E' la sindrome Nimby quella che serpeggia in città, o la nascita di comitati esprime la sofferenza di una città mal governata, ignorata rispetto le sue esigenze di sviluppo sostenibile e di prospettive a lungo termine, svenduta agli interessi privati, oggetto di scambio proprio là dove si manifestano e chiedono valutazioni precauzionali gli interessi primari della salute, dell'ambiente, dei diritti?
di Martina Luciani
Quando si usa l'ultima accusa possibile, il Nimby, e attraverso l'attribuzione di uno stereotipo
si semplifica, standardizza e de - individualizza il malessere di una comunità,
significa probabilmente che non ci sono più argomenti seri per riqualificare il
rapporto cittadino - ente esponenziale. E si sancisce che, invece di aspirare
legittimamente ad un dialogo democratico con i rappresentanti
istituzionali, l'individuo può solo
tentare una interlocuzione con il potere,
proprio quello che egli stesso ha
costituito attraverso i meccanismi elettorali. Il singolo, quindi, svilito perchè escluso dalla gestione dela cosa
pubblica e costretto in una posizione di svantaggio rispetto la tutela dei suoi
diritti ( nel senso che deve pagare di tasca sua per attivare la verifica sugli
atti amministrativi) non può che unirsi ad altri singoli portatori delle sue
medesime aspettative, ritrovandosi paradossalmente ad essere considerato con
modalità gravemente impregnate di pregiudizio e dissimulata ( non sempre)

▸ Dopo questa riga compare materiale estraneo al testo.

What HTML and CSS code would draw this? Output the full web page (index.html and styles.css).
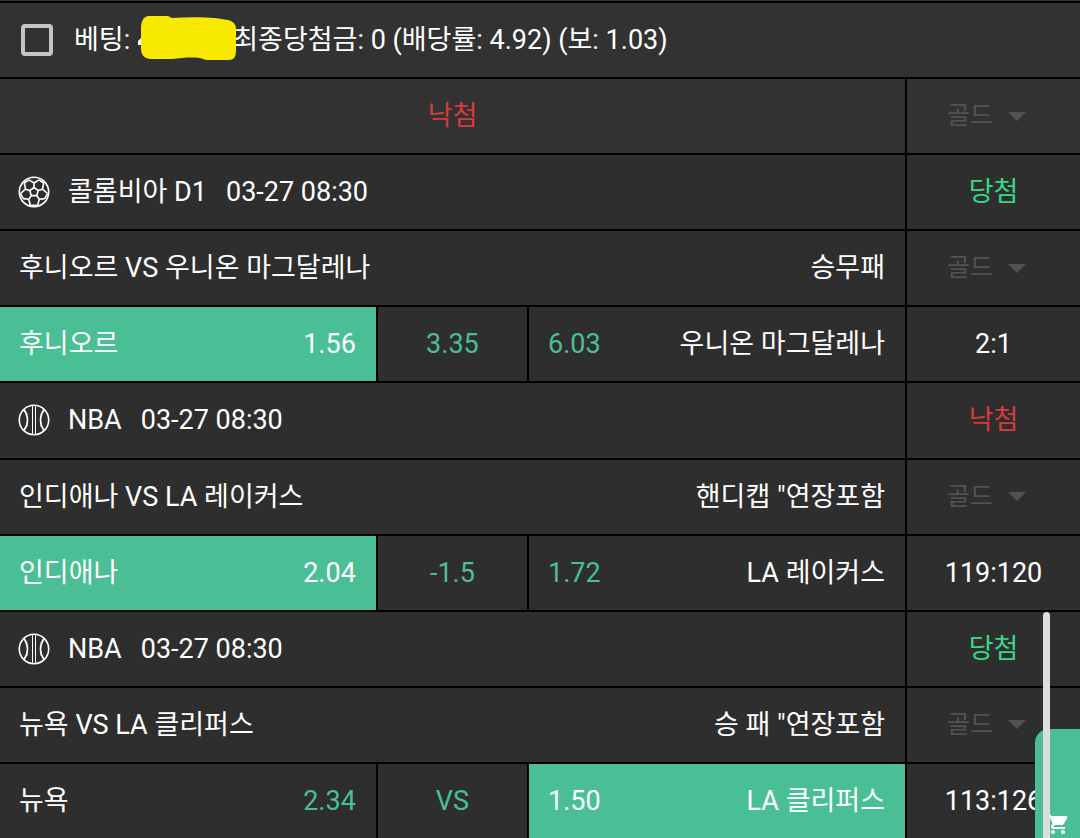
FILE: index.html
```html
<!DOCTYPE html>
<html lang="ko">
<head>
    <meta charset="UTF-8">
    <meta name="viewport" content="width=device-width, initial-scale=1.0">
    <title>베팅 내역</title>
    <link rel="stylesheet" href="styles.css">
</head>
<body>
    <!-- Shared icons -->
    <svg class="sprite" aria-hidden="true">
        <symbol id="icon-soccer" viewBox="0 0 32 32">
            <g fill="none" stroke="#fff" stroke-width="1.6" stroke-linejoin="round">
                <circle cx="16" cy="16" r="14.7"/>
                <path d="M16 11.5l4.3 3.1-1.6 5h-5.4l-1.6-5z"/>
                <path d="M16 11.5V7M20.3 14.6l4.2-1.4M18.7 19.6l2.6 3.6M13.3 19.6l-2.6 3.6M11.7 14.6l-4.2-1.4"/>
                <path d="M16 7l-5-3.200M16 7l5-3.200M24.500 13.200L25.700 7M24.500 13.200l5 4.300M21.300 23.200l5.500-.600M21.300 23.200l-1.800 6.500M10.700 23.200l1.800 6.500M10.700 23.200l-5.500-.600M7.500 13.200l-5 4.300M7.500 13.200L6.300 7"/>
                <path d="M11 3.800L6.300 7M21 3.800L25.700 7M29.500 17.500l-2.700 5.100M12.500 29.200h7M2.500 17.500l2.700 5.100"/>
            </g>
        </symbol>
        <symbol id="icon-ball" viewBox="0 0 32 32">
            <g fill="none" stroke="#fff" stroke-width="1.6">
                <circle cx="16" cy="16" r="14.7"/>
                <path d="M14.500 1.500v29M17.500 1.500v29" stroke-width="1"/>
                <path d="M6 5.500C8.500 9 9.500 12.500 9.500 16S8.500 23 6 26.500M26 5.500C23.500 9 22.500 12.500 22.500 16s1 7 3.500 10.500"/>
                <path d="M7.500 11l2-1M8 21l2 1M24.500 11l-2-1M24 21l-2 1" stroke-width="1"/>
            </g>
        </symbol>
        <symbol id="icon-arrow" viewBox="0 0 18 9">
            <path d="M0 0h18L9 9z" fill="#525252"/>
        </symbol>
    </svg>

    <table class="bets">
        <colgroup>
            <col class="col-home">
            <col class="col-draw">
            <col class="col-away">
            <col class="col-result">
        </colgroup>
        <tbody class="summary">
            <tr>
                <td colspan="4">
                    <div class="line">
                        <input type="checkbox" id="bet" class="check">
                        <label for="bet" class="bet-label">
                            <span>베팅:</span>
                            <svg class="marker" viewBox="0 0 100 46" aria-hidden="true">
                                <path d="M1 26l4-4v8H1z" fill="#fff"/>
                                <path d="M11 1h20l4 2c14-1 30-1 43 0l13 2q8 2 8 9v22q0 9-7 9H69l-6-2c-10-1-18 0-28 1H13q-9-1-9-10V11Q5 2 11 1z" fill="#f7ea00"/>
                            </svg>
                            <span>최종당첨금: 0 (배당률: 4.92) (보: 1.03)</span>
                        </label>
                    </div>
                </td>
            </tr>
            <tr>
                <td colspan="3" class="center lose">낙첨</td>
                <td>
                    <div class="gold">
                        <select aria-label="골드" disabled><option>골드</option></select>
                        <svg class="arrow"><use href="#icon-arrow"/></svg>
                    </div>
                </td>
            </tr>
        </tbody>

        <!-- Colombia D1 -->
        <tbody>
            <tr>
                <td colspan="3">
                    <div class="line league">
                        <svg class="sport"><use href="#icon-soccer"/></svg>
                        <span>콜롬비아 D1</span>
                        <span>03-27 08:30</span>
                    </div>
                </td>
                <td class="center win">당첨</td>
            </tr>
            <tr>
                <td colspan="3">
                    <div class="line between"><span>후니오르 VS 우니온 마그달레나</span><span>승무패</span></div>
                </td>
                <td>
                    <div class="gold">
                        <select aria-label="골드" disabled><option>골드</option></select>
                        <svg class="arrow"><use href="#icon-arrow"/></svg>
                    </div>
                </td>
            </tr>
            <tr>
                <td class="picked"><div class="line between"><span>후니오르</span><span class="odd">1.56</span></div></td>
                <td class="center odd">3.35</td>
                <td><div class="line between"><span class="odd">6.03</span><span>우니온 마그달레나</span></div></td>
                <td class="center">2:1</td>
            </tr>
        </tbody>

        <!-- NBA: Indiana - LA Lakers -->
        <tbody>
            <tr>
                <td colspan="3">
                    <div class="line league">
                        <svg class="sport"><use href="#icon-ball"/></svg>
                        <span>NBA</span>
                        <span>03-27 08:30</span>
                    </div>
                </td>
                <td class="center lose">낙첨</td>
            </tr>
            <tr>
                <td colspan="3">
                    <div class="line between"><span>인디애나 VS LA 레이커스</span><span>핸디캡 "연장포함</span></div>
                </td>
                <td>
                    <div class="gold">
                        <select aria-label="골드" disabled><option>골드</option></select>
                        <svg class="arrow"><use href="#icon-arrow"/></svg>
                    </div>
                </td>
            </tr>
            <tr>
                <td class="picked"><div class="line between"><span>인디애나</span><span class="odd">2.04</span></div></td>
                <td class="center odd">-1.5</td>
                <td><div class="line between"><span class="odd">1.72</span><span>LA 레이커스</span></div></td>
                <td class="center">119:120</td>
            </tr>
        </tbody>

        <!-- NBA: New York - LA Clippers -->
        <tbody>
            <tr>
                <td colspan="3">
                    <div class="line league">
                        <svg class="sport"><use href="#icon-ball"/></svg>
                        <span>NBA</span>
                        <span>03-27 08:30</span>
                    </div>
                </td>
                <td class="center win">당첨</td>
            </tr>
            <tr>
                <td colspan="3">
                    <div class="line between"><span>뉴욕 VS LA 클리퍼스</span><span>승 패 "연장포함</span></div>
                </td>
                <td>
                    <div class="gold">
                        <select aria-label="골드" disabled><option>골드</option></select>
                        <svg class="arrow"><use href="#icon-arrow"/></svg>
                    </div>
                </td>
            </tr>
            <tr>
                <td><div class="line between"><span>뉴욕</span><span class="odd">2.34</span></div></td>
                <td class="center odd">VS</td>
                <td class="picked"><div class="line between"><span class="odd">1.50</span><span>LA 클리퍼스</span></div></td>
                <td class="center">113:126</td>
            </tr>
        </tbody>
    </table>

    <button type="button" class="cart" aria-label="장바구니">
        <svg viewBox="0 0 24 24" width="24" height="24" fill="#fff">
            <path d="M7 18c-1.100 0-2 .900-2 2s.900 2 2 2 2-.900 2-2-.900-2-2-2zM1 2v2h2l3.600 7.600-1.350 2.450C4.500 15.400 5.500 17 7 17h12v-2H7.400l1.150-2h7.450c.750 0 1.400-.400 1.750-1.030L21.300 5.500C21.700 4.800 21.200 4 20.400 4H5.200l-.940-2zM17 18c-1.100 0-2 .900-2 2s.900 2 2 2 2-.900 2-2-.900-2-2-2z"/>
        </svg>
    </button>
    <div class="scroll-thumb"></div>
</body>
</html>
```
FILE: styles.css
```css
* {
    box-sizing: border-box;
}

body {
    margin: 0;
    padding-top: 1px;
    background-color: #2e2e2e;
    color: #fff;
    font-family: Roboto, "Noto Sans CJK KR", sans-serif;
    font-size: 27px;
    line-height: 32px;
}

.sprite {
    position: absolute;
    width: 0;
    height: 0;
}

/* Bet table */
.bets {
    width: 100%;
    height: calc(100vh - 1px);
    table-layout: fixed;
    border-collapse: separate;
    border-spacing: 0;
}

.col-home {
    width: 34.8%;
}

.col-draw {
    width: 14%;
}

.col-away {
    width: 35%;
}

.bets td {
    height: 76px;
    padding: 0 20px 0 19px;
    border-top: 2px solid #000;
    border-left: 2px solid #000;
    white-space: nowrap;
}

.bets td:first-child {
    border-left: none;
}

.summary td {
    background-color: #323232;
}

.bets .center {
    padding: 0;
    text-align: center;
}

.line {
    display: flex;
    align-items: center;
}

.between {
    justify-content: space-between;
}

.league {
    gap: 19px;
}

.sport {
    width: 32px;
    height: 32px;
    margin: 0 -1px;
}

/* Colors */
.win {
    color: #36d986;
}

.lose {
    color: #d93a3a;
}

.odd {
    color: #4abf95;
}

.bets .picked {
    background-color: #4abf95;
}

.picked .odd {
    color: #fff;
}

/* Summary row */
.check {
    appearance: none;
    width: 32px;
    height: 32px;
    margin: 0 21px 0 2px;
    border: 4px solid #c4c4c4;
    border-radius: 4px;
}

.bet-label {
    display: flex;
    align-items: center;
}

.marker {
    width: 100px;
    height: 46px;
    margin: -4px -4px 0 7px;
    z-index: 1;
}

/* Disabled gold select */
.gold {
    display: flex;
    align-items: center;
    gap: 14px;
    padding-left: 21px;
}

.gold select {
    appearance: none;
    padding: 0;
    border: none;
    background: none;
    color: #525252;
    font: inherit;
    font-size: 25px;
    opacity: 1;
}

.arrow {
    width: 18px;
    height: 9px;
}

/* Floating cart and scroll thumb */
.cart {
    position: fixed;
    right: 0;
    bottom: 0;
    display: flex;
    align-items: flex-end;
    width: 45px;
    height: 109px;
    padding: 0 0 2px 11px;
    border: none;
    border-radius: 14px 0 0 0;
    background-color: #4abf95;
}

.scroll-thumb {
    position: fixed;
    right: 30px;
    bottom: 0;
    width: 7px;
    height: 226px;
    border-radius: 4px 4px 0 0;
    background-color: #dedede;
}
```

ostilità.Il guaio è che a forza di portare il peso di uno stereotipo, Not in my
backyeard, si consacra poco per volta una stigmatizzazione assai curiosa: il
cittadino radicalizza le qualità negative che gli sono attribuite quasi con
orgoglio, e oppone all'interlocutore pubblico, oltre alle proprie ragioni,
anche ulteriore pregiudizio e sospetto. La quantità di comitati e gruppi
spontanei dovrebbe far riflettere la politica sulle proprie incapacità e sulla
devianza inaccettabile dal ruolo che dovrebbe svolgere: la rappresentatività e
la ponderazione degli interessidella della collettività.